All the Circularity 23 panelists urged companies to take action and spoke about the positive role that the Business Coalition for a Global Plastics Treaty, launched by WWF and the Ellen MacArthur Foundation, played at the talks. 

“It was really exciting to be part of this great thing that’s bigger than yourself, with 100 companies coming together with a united voice to [say to] industry, to NGOs, to government [that] we wanted an ambitious effectively and legally binding treaty,” Lin said, urging other companies to consider joining the business coalition.

It’s a “game changer … that businesses have been advocating for the higher level of ambition,” agreed Simon in a follow-up phone call. “That is different from past treaties. I think it increases confidence with member states that they aren’t doing it alone, that they can partner with companies to build the circular system, that companies are willing to invest.” 

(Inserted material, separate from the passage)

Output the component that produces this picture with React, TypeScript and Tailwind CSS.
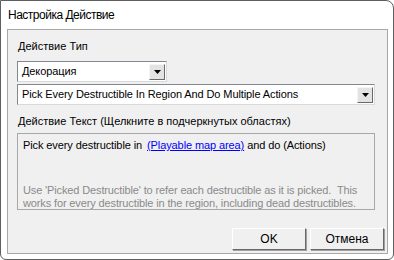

Not all companies at the talks played such a positive role, however. “There was absolutely a very strong contingent of different observers who have different agendas from our coalition and from WWF,” Simon said, in the follow-up call, alluding to fossil fuels companies.

Change is coming

Nichols urged companies to work with her as she develops the financial architecture for putting together the $3.4 trillion that the Organization for Economic Cooperation and Development estimates is necessary to end plastic pollution. “A lot of that is public money; most of that is not, so I would love to work with you to find ways [to get] the private sector and the good internal investments you’re already making in production and manufacturing … counted towards the objectives of the agreement.”

Finally, Simon called on companies to come to terms with change: “No matter what this treaty looks like … it’s going to change the way we do business. That is happening. So, it’s time to get comfortable with that and think about your industry, your business, your sector and what that means for you and either get involved in shaping that circular economy or be ready for what comes down as a result of that.”